> **DATA TO USE**:

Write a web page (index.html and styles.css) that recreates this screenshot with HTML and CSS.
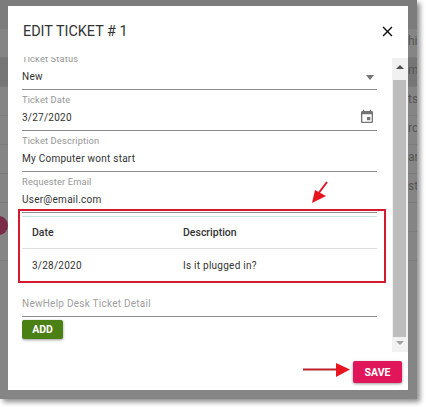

...

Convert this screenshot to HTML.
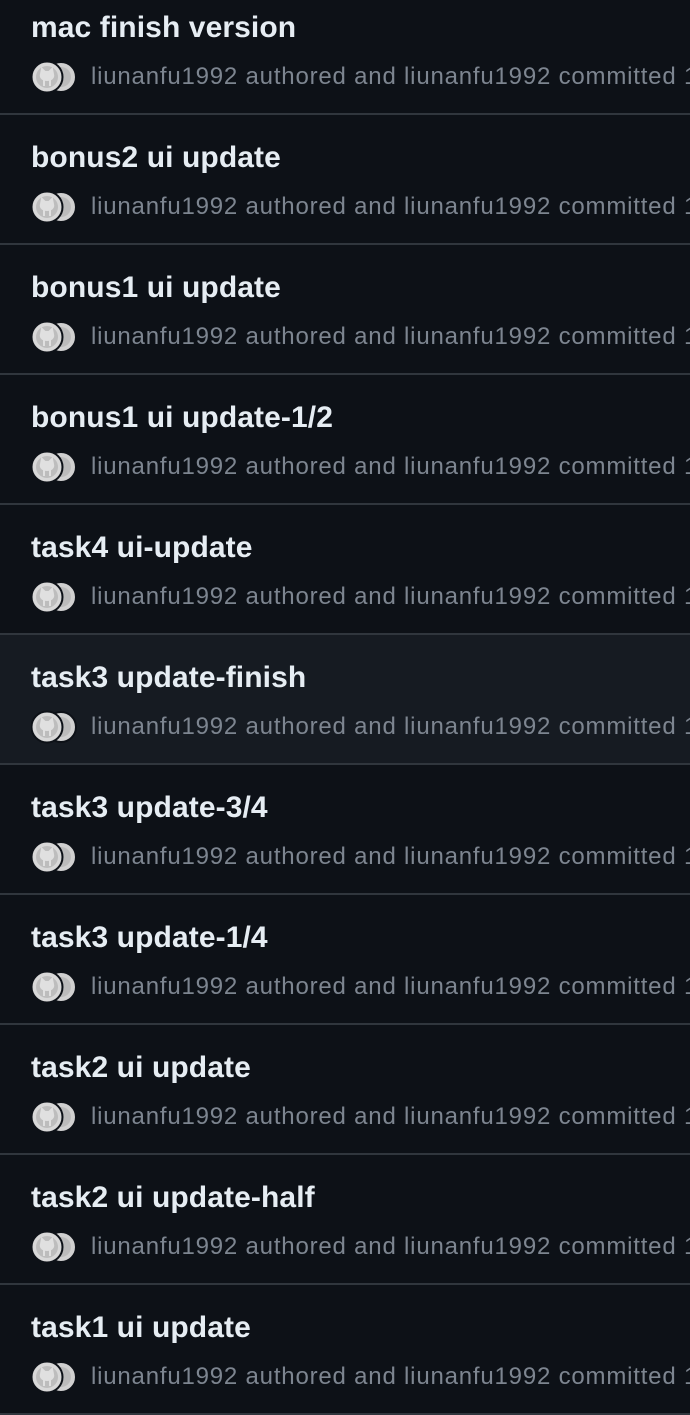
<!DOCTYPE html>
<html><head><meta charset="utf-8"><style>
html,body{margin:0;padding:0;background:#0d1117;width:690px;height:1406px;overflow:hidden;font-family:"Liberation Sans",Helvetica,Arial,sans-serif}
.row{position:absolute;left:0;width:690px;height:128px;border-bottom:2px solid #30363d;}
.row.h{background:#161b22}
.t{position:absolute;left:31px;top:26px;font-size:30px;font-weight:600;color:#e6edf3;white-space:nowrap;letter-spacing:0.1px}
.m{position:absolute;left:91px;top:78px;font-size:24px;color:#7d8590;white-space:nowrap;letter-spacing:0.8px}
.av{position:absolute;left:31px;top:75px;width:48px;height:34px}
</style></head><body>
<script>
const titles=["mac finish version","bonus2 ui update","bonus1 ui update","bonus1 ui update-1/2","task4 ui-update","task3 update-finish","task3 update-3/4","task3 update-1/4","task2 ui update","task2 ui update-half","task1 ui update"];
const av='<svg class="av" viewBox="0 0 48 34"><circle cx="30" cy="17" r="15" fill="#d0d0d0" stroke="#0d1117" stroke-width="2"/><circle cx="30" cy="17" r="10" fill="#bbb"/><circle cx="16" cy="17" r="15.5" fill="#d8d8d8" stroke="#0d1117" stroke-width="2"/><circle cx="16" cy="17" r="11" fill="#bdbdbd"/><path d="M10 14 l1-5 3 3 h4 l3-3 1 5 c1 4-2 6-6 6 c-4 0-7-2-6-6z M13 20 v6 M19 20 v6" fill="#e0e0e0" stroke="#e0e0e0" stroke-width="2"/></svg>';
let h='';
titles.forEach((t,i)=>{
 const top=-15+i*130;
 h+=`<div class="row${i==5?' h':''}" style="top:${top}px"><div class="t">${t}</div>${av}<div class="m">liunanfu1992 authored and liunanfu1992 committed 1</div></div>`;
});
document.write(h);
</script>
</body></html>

...

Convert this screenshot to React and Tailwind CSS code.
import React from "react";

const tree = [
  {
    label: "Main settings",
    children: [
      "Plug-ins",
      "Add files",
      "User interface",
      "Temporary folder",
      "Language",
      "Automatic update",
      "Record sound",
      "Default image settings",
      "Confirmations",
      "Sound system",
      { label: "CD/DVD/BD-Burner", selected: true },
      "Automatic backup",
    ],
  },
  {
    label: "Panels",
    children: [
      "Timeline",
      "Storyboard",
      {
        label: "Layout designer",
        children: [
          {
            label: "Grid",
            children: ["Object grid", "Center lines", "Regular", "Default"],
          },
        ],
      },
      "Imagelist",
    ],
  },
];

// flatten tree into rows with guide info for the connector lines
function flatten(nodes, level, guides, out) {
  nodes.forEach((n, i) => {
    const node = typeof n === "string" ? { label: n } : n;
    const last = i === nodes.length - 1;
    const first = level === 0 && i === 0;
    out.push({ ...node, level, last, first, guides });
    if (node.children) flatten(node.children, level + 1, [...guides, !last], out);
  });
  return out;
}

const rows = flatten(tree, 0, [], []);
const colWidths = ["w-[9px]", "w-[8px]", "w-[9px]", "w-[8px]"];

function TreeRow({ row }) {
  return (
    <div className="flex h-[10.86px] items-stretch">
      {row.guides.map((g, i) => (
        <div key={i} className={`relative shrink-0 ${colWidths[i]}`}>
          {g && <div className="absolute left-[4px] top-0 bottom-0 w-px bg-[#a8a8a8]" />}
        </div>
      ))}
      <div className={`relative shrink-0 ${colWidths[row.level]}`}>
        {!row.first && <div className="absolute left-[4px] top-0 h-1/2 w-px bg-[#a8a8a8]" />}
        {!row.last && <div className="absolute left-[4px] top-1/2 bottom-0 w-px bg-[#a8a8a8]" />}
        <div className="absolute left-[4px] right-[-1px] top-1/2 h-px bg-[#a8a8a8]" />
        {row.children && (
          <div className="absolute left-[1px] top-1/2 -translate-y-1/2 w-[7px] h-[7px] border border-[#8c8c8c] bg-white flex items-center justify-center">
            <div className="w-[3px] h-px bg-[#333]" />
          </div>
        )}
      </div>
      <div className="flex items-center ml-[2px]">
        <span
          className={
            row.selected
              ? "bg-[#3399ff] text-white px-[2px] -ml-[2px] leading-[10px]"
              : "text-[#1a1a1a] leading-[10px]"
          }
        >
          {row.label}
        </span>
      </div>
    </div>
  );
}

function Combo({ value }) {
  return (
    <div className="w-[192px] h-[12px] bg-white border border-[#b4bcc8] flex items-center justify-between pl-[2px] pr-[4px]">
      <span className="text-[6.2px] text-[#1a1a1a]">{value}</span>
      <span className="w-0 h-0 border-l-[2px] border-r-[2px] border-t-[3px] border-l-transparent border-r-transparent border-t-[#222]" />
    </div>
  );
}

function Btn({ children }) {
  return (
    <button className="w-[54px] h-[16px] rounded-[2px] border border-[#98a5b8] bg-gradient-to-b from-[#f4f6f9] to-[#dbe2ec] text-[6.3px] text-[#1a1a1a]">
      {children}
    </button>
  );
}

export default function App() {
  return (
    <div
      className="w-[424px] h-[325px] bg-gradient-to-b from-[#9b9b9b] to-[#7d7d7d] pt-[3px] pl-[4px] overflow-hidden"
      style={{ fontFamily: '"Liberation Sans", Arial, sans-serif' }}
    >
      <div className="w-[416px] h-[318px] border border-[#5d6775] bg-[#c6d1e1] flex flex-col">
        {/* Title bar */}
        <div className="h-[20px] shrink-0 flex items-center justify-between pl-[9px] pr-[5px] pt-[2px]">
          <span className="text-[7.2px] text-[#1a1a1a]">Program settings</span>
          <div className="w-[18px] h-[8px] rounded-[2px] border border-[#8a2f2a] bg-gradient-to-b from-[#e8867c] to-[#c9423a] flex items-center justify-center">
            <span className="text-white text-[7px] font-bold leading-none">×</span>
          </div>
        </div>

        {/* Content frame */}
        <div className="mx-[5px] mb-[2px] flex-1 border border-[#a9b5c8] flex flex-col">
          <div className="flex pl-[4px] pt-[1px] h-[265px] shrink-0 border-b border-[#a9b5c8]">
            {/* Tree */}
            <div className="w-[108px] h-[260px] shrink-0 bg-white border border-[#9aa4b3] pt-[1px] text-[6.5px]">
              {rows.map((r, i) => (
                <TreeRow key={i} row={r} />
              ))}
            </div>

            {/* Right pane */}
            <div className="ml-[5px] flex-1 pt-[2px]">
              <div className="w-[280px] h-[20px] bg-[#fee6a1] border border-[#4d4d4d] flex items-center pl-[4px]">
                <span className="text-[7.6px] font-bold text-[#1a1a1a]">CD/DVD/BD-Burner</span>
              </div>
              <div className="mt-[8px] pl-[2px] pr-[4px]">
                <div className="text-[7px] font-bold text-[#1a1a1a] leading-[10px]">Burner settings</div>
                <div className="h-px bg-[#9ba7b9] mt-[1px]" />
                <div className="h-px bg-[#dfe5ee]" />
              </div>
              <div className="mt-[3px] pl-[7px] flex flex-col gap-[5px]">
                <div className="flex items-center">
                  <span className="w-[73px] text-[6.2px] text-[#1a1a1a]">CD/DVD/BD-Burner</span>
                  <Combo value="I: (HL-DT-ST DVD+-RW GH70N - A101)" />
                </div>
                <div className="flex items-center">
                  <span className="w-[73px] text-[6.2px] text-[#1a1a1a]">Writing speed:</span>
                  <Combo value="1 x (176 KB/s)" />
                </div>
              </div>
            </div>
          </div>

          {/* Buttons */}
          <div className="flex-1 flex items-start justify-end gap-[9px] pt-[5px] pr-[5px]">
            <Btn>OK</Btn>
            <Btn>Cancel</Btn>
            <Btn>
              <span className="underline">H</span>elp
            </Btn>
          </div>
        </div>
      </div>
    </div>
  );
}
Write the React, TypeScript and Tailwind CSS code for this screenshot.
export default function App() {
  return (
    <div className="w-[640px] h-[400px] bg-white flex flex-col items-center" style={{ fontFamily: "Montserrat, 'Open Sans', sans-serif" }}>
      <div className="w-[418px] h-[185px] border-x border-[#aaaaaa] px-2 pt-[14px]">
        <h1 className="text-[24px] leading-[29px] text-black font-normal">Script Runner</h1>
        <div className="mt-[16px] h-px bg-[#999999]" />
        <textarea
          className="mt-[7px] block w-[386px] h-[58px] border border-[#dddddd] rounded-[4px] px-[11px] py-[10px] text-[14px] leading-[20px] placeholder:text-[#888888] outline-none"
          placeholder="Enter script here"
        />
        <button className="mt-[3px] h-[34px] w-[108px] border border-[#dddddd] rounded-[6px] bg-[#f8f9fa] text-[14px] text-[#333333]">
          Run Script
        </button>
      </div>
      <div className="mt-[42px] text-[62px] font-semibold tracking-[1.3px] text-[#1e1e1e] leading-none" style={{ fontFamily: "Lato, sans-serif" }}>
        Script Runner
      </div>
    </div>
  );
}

> **PROBLEM DESCRIPTION**: Copy out every line of the listing that contains the string "with".

> **OUTPUT FOR THIS EXERCISE**:
Write a web page (index.html and styles.css) that recreates this screenshot with HTML and CSS.
// flatten tree into rows with guide info for the connector lines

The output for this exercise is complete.